Cykel AI.

Cykel AI is redefining how businesses leverage AI by creating autonomous agents that proactively assist users, helping automate their complex day-to-day tasks in the background.

The goal was to define the strategy, platform and roadmap, shifting Cykel AI from a traditional SaaS model to simple, agent led experiences.

Product Lead
Product Design
Product Roadmap
User Experience
Prompt Engineering

Overview

Leading product design across Cykel AI from 0 to 1, I’ve shaped the design strategy and the product foundations, working closely with engineering and sales to define the roadmap and iterate the user experience based on real user feedback. This has involved navigating core adoption challenges, responding quickly to feedback, and turning those constraints into clearer, more confident product experiences.

Concept

The development of Cykel AI began with a vision to simplify complex, repetitive tasks by integrating AI agents into existing workflows. The product challenge was not adding an AI feature, it was creating an experience that feels trustworthy, predictable, and easy to adopt, even for users unfamiliar with how the system works behind the scenes.
The first agent, Lucy, focused on screening inbound CVs, surfacing strong matches, and proactively sourcing prospects to keep a healthy candidate pipeline. Behind the scenes, Lucy relied on complex models, data ingestion and multiple integrations.
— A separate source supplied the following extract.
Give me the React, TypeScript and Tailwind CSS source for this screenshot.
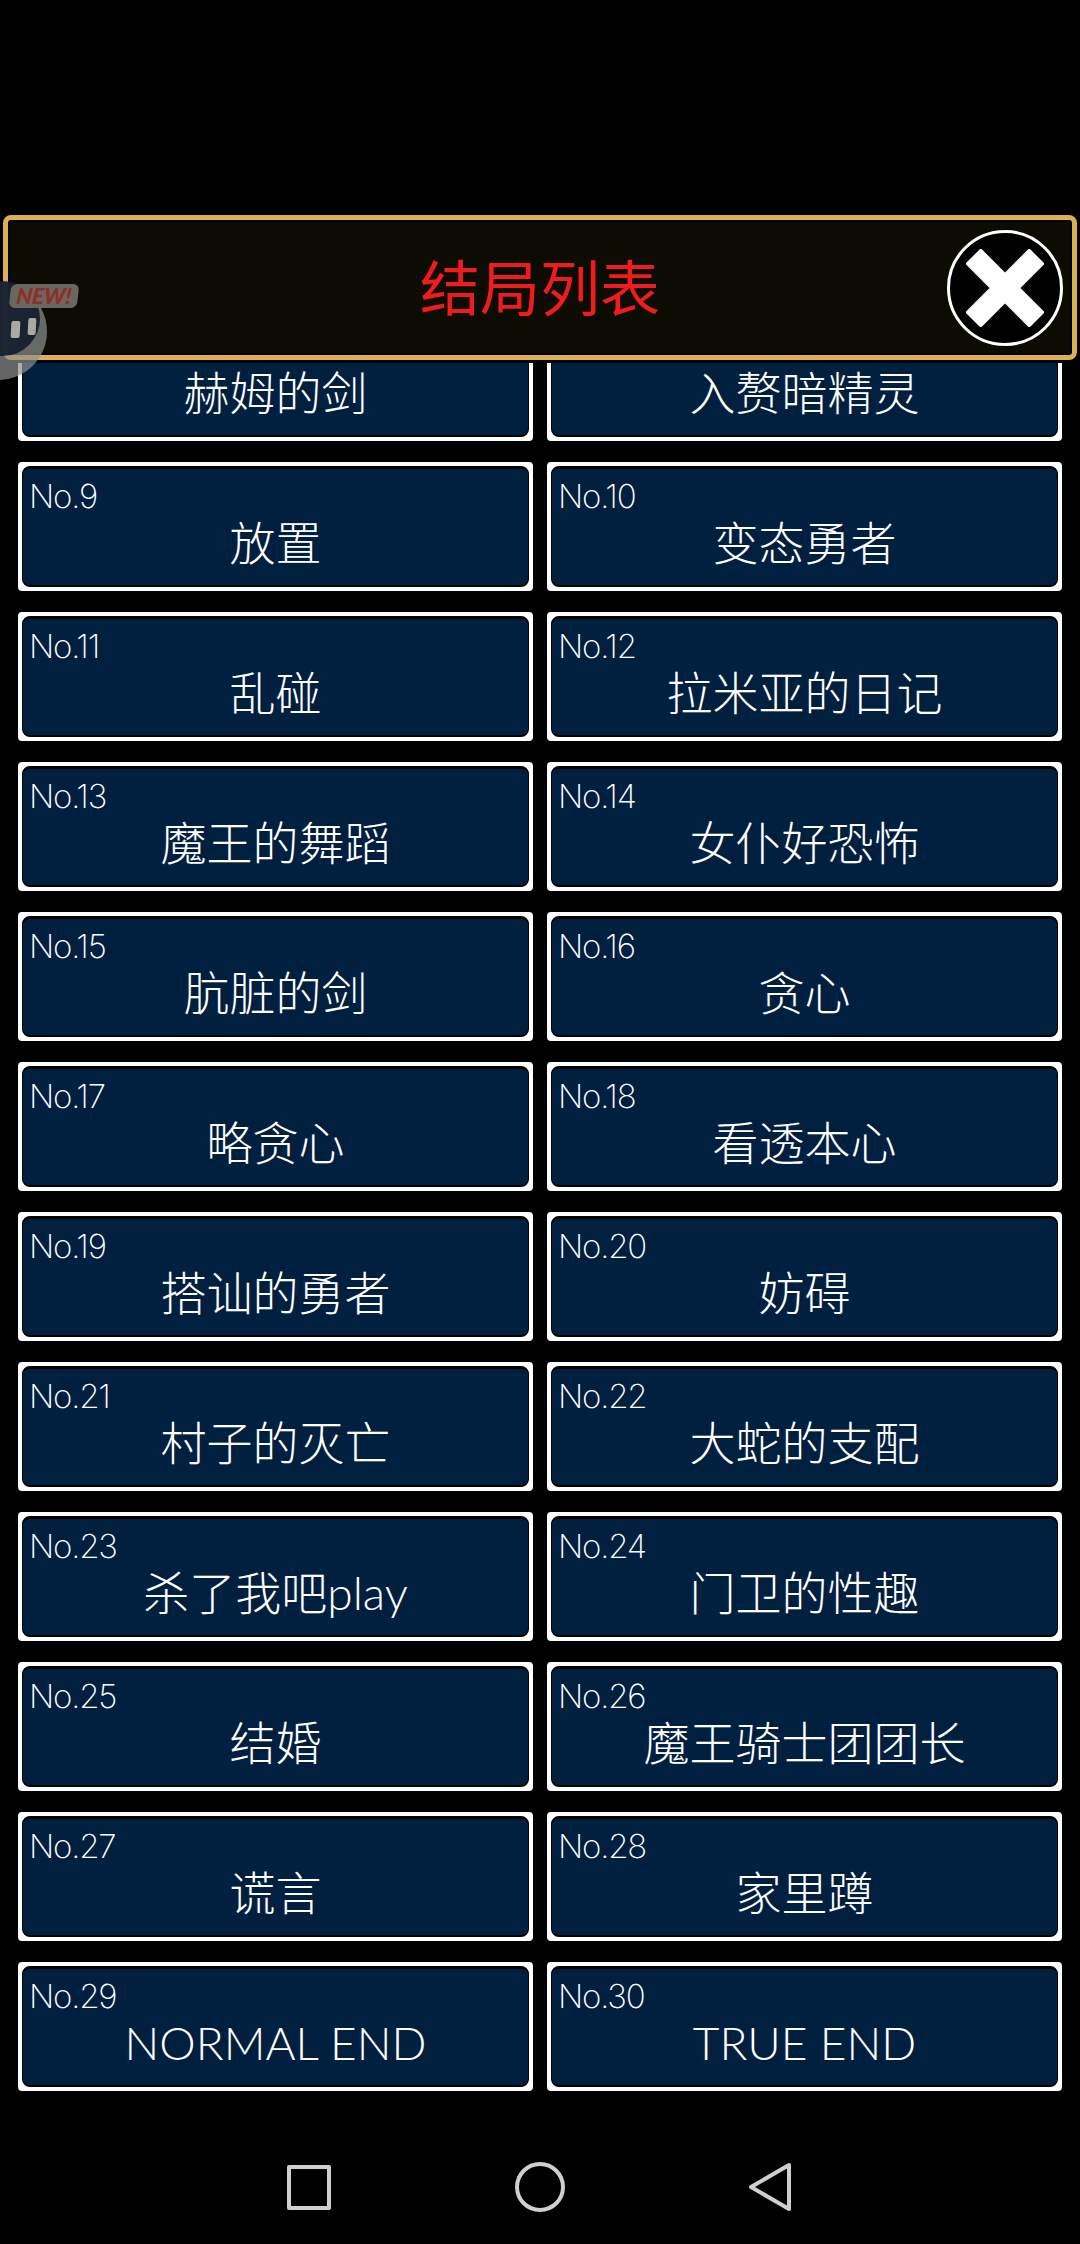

The design challenge was to present that capability as a focused experience that recruiters could trust and adopt without needing to understand the internal mechanics.
The interface highlighted clear matches, rankings and suggested actions, reducing configuration and pushing users towards confident next steps. This pattern of hiding technical sophistication behind simple, purposeful user flows became the foundation for later agents and for the wider platform direction.

Eve & GTM AI

As the platform developed, attention turned to Cykel’s sales agent, Eve. To get an MVP into users hands quickly, existing infrastructure and interaction patterns from Lucy were reused where possible allowing the team to ship the product as fast as possible without over engineering.
However, as soon as test groups started using Eve in real workflows, it became clear the way sales teams and recruiters build pipeline varied dramatically. The original lead search flow followed a familiar pattern. Users were asked to define Job Titles they wanted to reach, choosing filters such as Company, Location or industry, then scrolling through lead lists.
It quickly became clear this was the biggest adoption hurdle, as the workflow forced too much effort upfront. Test users consistently reported that results felt generic and required too much human-in-the-loop review, with leads still needing to be checked, company context needing to be verified, and leads still needed to be manually moved into outreach campaigns. The experience was positioned as automated, but the reality felt like extra work.
The core problem was not only lead quality and confidence but also cognitive load. Users we're still required to spend time validating the companies these leads worked for.

The Pivot

The direction changed based on direct customer feedback from these pilots along with research into what sales teams look for in an Ideal Customer Profile (ICP). This lead to the decision that a better starting point was the company itself.
The journey was redesigned around the users company URL. This leveraged a new feature, GTM AI, shifting effort away from users and onto the agent.

The solution

Company first onboarding
GTM AI performs deep research on the company and structures it into a profile that can be reviewed and confirmed. Website content, product pages, case studies, hiring signals and messaging are analysed, then translated into a go to market profile that describes what is being sold, who it is being sold to, and which problems it solves.
This change removed a large part of the cognitive load from users. Rather than inventing an ICP from scratch, users can validate one that has been inferred from their company positioning and evidence. Once the company profile is confirmed, GTM AI generates target ICPs, finds relevant companies within those segments, and surfaces decision makers aligned to the right personas.

Measuring success

With a redesigned flow, success was evaluated through a mix of product signals and feedback loops.
Campaign creation became a key metric. Creating a campaign is a commitment point, and it generally only happens once users feel confident in the company list and personas that have been generated. Alongside this, structured feedback was gathered from the original test users and from new users moving through onboarding for the first time, to compare clarity, confidence, and speed.
While broader business metrics are still evolving due to timing and external factors, the qualitative signal improved significantly and early retention patterns are encouraging. Users returned repeatedly, including daily usage in some accounts, and feedback shifted from distrust in lead quality to confidence in the platform direction and the value of company first targeting.

Scaling Cykel

Alongside work on individual agents, there was a strong focus on how the platform could scale. The aim was to ensure that each new agent increased the platform’s power without increasing perceived complexity for users.
Information architecture and interaction patterns were designed in the UI3 design system so that multiple agents could coexist in a single coherent experience, with consistent ways of showing status, surfacing insights and asking for input. This creates a repeatable pattern for adding new agents without rebuilding mental models each time.
The roadmap continues to be guided by feedback from customers and internal teams, prioritising features that reduce friction, shorten time to value and have clear commercial impact. As a result, technical sophistication is growing steadily in the background while the surface experience remains focused, predictable and easy to navigate.